Now, let an horizontal jet of water H be thrown against the vertical jet V, as shown in Fig. 3, and its action, opposed to the spring S, must cease at once, and the unbalanced pressure of the spring raise the ball into the position shown in Fig. 3.

The situation of the ball in Fig. 3 is now equivalent to that in Fig. 1, where the air-jet J, passing over one side of the ball, calls into action the pressure D at right angles to the jet. Were the sphere B in Fig. 1 placed in the centre of the jet, no such action could result; and, if the ball were placed there, its gravity would be un-balanced until the ball fell to one side of the jet, and the supporting power of the air evoked.

Fig. 3.

To prove that a current of air moving parallel with any surface destroys the atmospheric pressure at that point, take a visiting-card and bend the ends at right angles with the card, so as to turn up one quarter of an inch at each end.

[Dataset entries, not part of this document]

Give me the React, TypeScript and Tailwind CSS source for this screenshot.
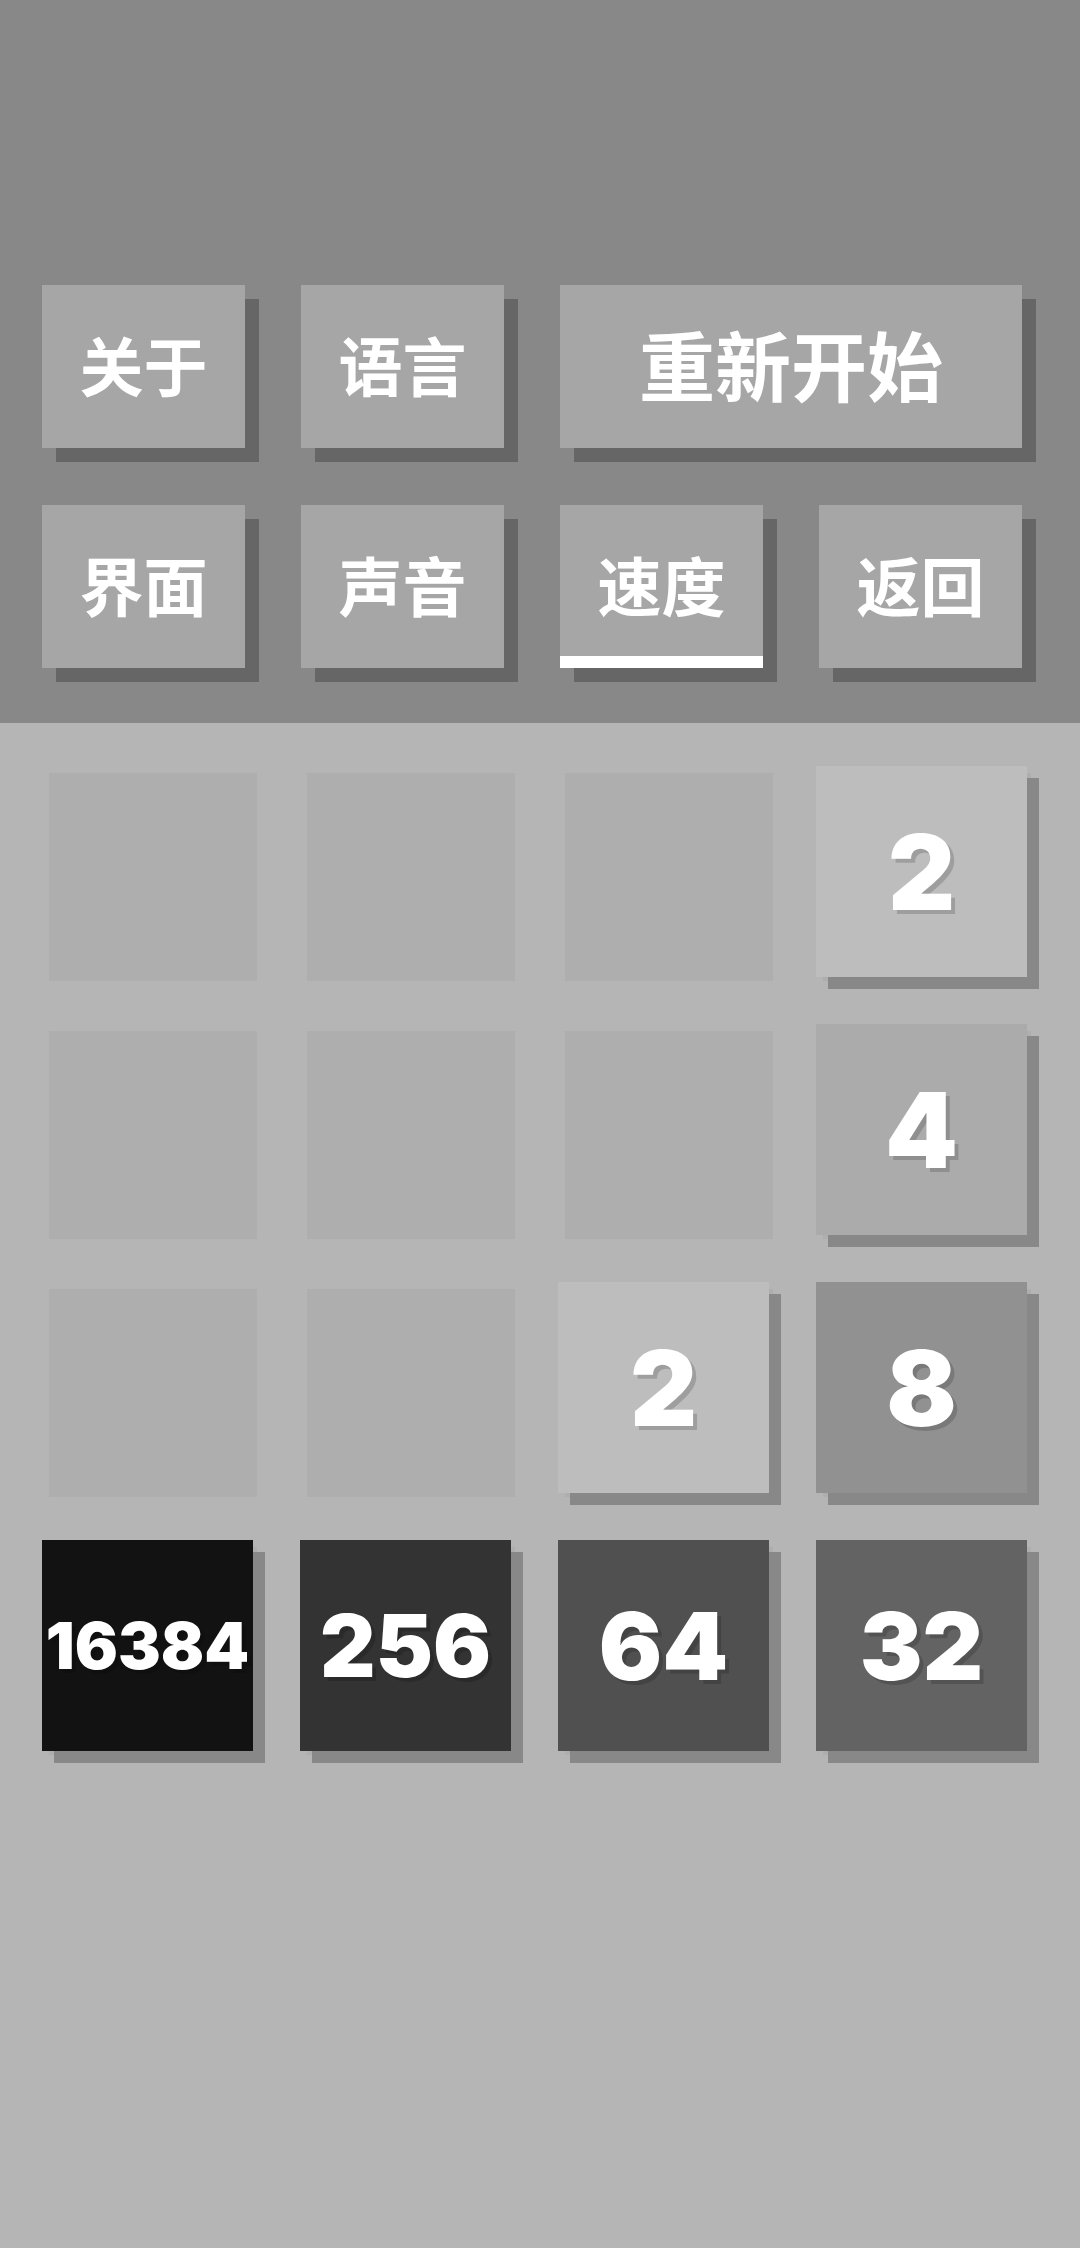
import React from 'react';

type Btn = { label: string; span?: boolean; active?: boolean; big?: boolean };

const buttons: Btn[] = [
    { label: '关于' },
    { label: '语言' },
    { label: '重新开始', span: true, big: true },
    { label: '界面' },
    { label: '声音' },
    { label: '速度', active: true },
    { label: '返回' },
];

// 0 = empty cell
const board: number[][] = [
    [0, 0, 0, 2],
    [0, 0, 0, 4],
    [0, 0, 2, 8],
    [16384, 256, 64, 32],
];

const tileBg: Record<number, string> = {
    2: 'bg-[#bdbdbd]',
    4: 'bg-[#ababab]',
    8: 'bg-[#919191]',
    32: 'bg-[#636363]',
    64: 'bg-[#505050]',
    256: 'bg-[#333333]',
    16384: 'bg-[#121212]',
};

const textSize = (v: number) => {
    const len = String(v).length;
    if (len === 1) return 'text-[104px]';
    if (len === 2) return 'text-[94px]';
    if (len === 3) return 'text-[86px]';
    return 'text-[64px]';
};

const MenuButton: React.FC<{ btn: Btn }> = ({ btn }) => (
    <button
        className={`${btn.span ? 'col-span-2' : ''} h-[163px] bg-[#a6a6a6] text-white font-bold flex items-center justify-center pb-[8px] ${btn.big ? 'text-[76px]' : 'text-[64px]'} ${btn.active ? 'shadow-[inset_0_-12px_0_#ffffff,14px_14px_0_#666666]' : 'shadow-[14px_14px_0_#666666]'}`}
        style={{ fontFamily: '"Noto Sans CJK SC", "Noto Sans", sans-serif' }}
    >
        <span className="leading-none">{btn.label}</span>
    </button>
);

const Cell: React.FC<{ value: number }> = ({ value }) => (
    <div className="relative w-[208px] h-[208px] bg-[#aeaeae]">
        {value > 0 && (
            <div
                className={`absolute -left-[7px] -top-[7px] w-[211px] h-[211px] ${tileBg[value]} shadow-[12px_12px_0_#888888] flex items-center justify-center text-white font-black leading-none ${textSize(value)} [text-shadow:4px_4px_0_rgba(0,0,0,0.16)]`}
                style={{ fontFamily: 'Inter, Lato, "Liberation Sans", sans-serif' }}
            >
                {value}
            </div>
        )}
    </div>
);

export default function App() {
    return (
        <div className="w-[1080px] min-h-[2248px] bg-[#b5b5b5]">
            {/* menu */}
            <div className="bg-[#888888] h-[723px] pt-[285px] pl-[42px] pr-[58px]">
                <div className="grid grid-cols-4 gap-x-[56px] gap-y-[57px]">
                    {buttons.map((b) => (
                        <MenuButton key={b.label} btn={b} />
                    ))}
                </div>
            </div>

            {/* board */}
            <div className="px-[49px] pt-[50px]">
                <div className="grid grid-cols-4 gap-[50px]">
                    {board.flat().map((v, i) => (
                        <Cell key={i} value={v} />
                    ))}
                </div>
            </div>
        </div>
    );
}
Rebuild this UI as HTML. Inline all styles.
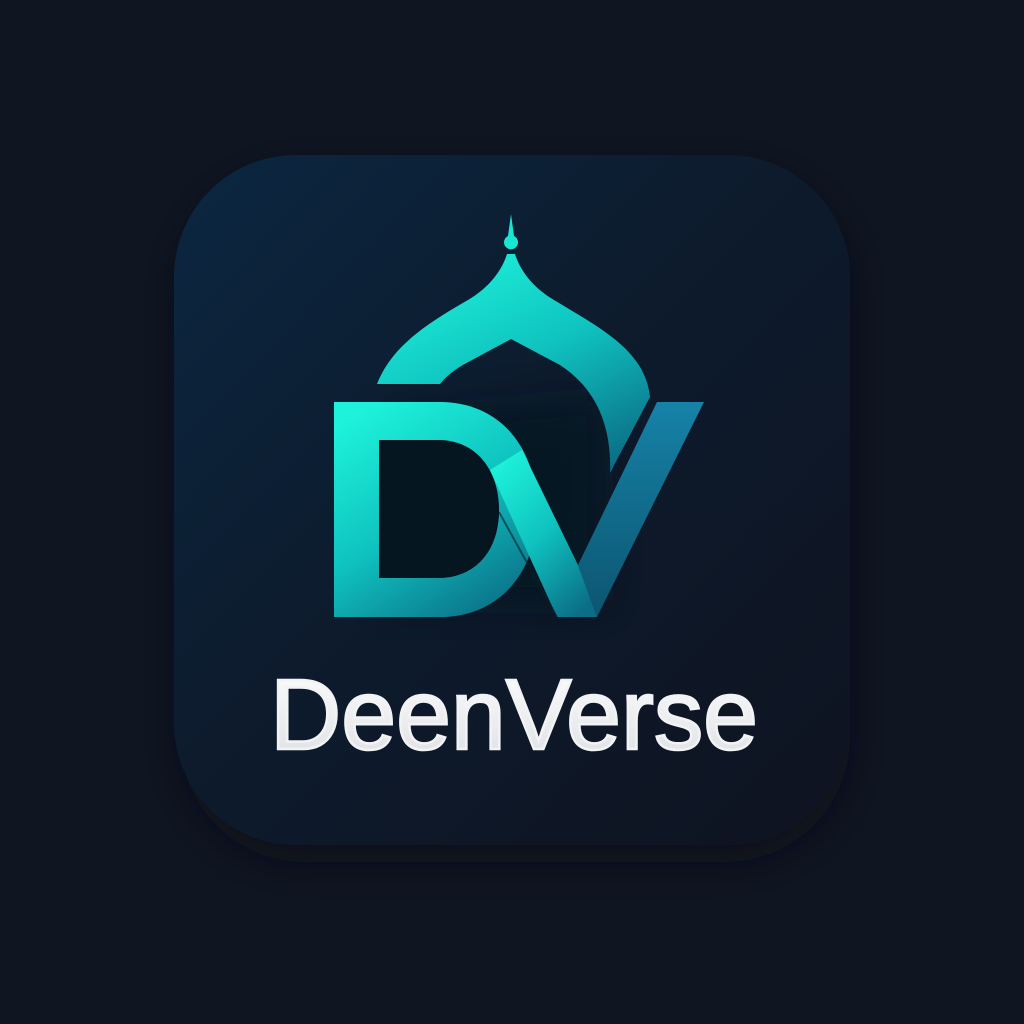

Now place the card near the edge of a smooth table, supported by the two ends like a little bench, and try the effect of blowing violently between the card and the table in a direction parallel to both. The current will destroy the atmospheric pressure beneath the card, and the unbalanced pressure above will force the middle of the card downward. Or, take another card and fit a quill or straw tightly into a hole cut in the centre. Try to displace another card laid loosely over the first by blowing upward against it. If a pin is stuck through the centre of the second card, into the opening of the quill, to keep it from sliding off, it will be found that no effort will blow the upper card from the first, as the current of air passing out between the cards destroys the atmospheric pressure between them, calling into play a force upon their outside surfaces that presses them tightly together. The arrangement of the cards is shown in Fig. 4.

It is thus evident that a pressure perpendicular to any surface can be displaced by one acting parallel to it.